#### [SET PROBLEM]
Line by line, reproduce exactly the beginning of the listing below, ending with the line that contains "import React from" and adding nothing.

#### [GIVEN DATA]
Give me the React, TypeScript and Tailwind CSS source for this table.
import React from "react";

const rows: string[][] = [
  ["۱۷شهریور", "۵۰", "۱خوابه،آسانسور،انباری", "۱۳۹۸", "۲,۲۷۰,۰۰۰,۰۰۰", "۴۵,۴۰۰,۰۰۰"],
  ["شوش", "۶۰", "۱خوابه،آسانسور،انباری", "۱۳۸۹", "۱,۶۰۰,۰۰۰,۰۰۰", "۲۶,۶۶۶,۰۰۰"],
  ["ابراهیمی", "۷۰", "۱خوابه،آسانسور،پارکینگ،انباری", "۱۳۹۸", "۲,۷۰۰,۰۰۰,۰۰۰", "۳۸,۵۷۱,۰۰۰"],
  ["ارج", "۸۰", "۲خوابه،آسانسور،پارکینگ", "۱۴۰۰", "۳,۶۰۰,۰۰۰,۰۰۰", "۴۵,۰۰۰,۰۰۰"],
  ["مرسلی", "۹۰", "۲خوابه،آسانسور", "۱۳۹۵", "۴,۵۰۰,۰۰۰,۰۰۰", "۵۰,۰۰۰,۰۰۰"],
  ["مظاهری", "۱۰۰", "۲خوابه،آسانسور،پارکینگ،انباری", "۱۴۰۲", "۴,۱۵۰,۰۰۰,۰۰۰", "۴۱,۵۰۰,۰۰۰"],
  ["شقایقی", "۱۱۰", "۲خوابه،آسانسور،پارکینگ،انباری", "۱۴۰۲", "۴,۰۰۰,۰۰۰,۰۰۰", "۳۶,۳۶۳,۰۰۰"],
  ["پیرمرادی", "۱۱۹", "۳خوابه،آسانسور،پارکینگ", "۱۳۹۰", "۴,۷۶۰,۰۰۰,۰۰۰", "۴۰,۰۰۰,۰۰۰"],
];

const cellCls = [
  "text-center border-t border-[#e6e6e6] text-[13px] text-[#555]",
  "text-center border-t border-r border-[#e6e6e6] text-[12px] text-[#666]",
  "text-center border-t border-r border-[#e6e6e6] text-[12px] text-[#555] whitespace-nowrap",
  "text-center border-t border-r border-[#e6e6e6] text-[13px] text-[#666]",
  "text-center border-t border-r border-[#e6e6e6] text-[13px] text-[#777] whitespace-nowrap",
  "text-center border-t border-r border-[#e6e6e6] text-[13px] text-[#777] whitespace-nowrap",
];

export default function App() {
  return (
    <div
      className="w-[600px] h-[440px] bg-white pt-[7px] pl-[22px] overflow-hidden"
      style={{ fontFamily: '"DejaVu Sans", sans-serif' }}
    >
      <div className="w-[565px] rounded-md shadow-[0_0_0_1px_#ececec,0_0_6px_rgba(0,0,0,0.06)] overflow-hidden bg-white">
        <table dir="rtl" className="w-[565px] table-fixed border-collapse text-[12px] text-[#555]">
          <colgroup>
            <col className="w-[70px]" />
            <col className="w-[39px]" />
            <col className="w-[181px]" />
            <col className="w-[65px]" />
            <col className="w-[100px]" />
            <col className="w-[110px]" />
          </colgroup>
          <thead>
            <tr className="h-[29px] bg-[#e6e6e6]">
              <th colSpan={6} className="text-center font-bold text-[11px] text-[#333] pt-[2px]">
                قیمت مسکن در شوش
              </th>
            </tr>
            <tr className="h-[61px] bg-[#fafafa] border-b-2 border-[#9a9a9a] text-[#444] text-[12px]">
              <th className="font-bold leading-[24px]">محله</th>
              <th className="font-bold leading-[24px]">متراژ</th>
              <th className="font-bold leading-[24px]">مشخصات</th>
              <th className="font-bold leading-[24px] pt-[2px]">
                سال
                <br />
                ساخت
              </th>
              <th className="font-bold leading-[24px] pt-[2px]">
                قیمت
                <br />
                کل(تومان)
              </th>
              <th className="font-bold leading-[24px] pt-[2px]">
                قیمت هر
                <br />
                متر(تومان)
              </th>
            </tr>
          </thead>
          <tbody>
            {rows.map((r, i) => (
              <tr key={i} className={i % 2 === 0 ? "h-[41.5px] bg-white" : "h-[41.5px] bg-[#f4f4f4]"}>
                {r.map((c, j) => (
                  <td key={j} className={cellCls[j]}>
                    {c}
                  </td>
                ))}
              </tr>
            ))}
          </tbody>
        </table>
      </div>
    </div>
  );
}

#### [CORRECT OUTPUT]
Give me the React, TypeScript and Tailwind CSS source for this table.
import React from "react";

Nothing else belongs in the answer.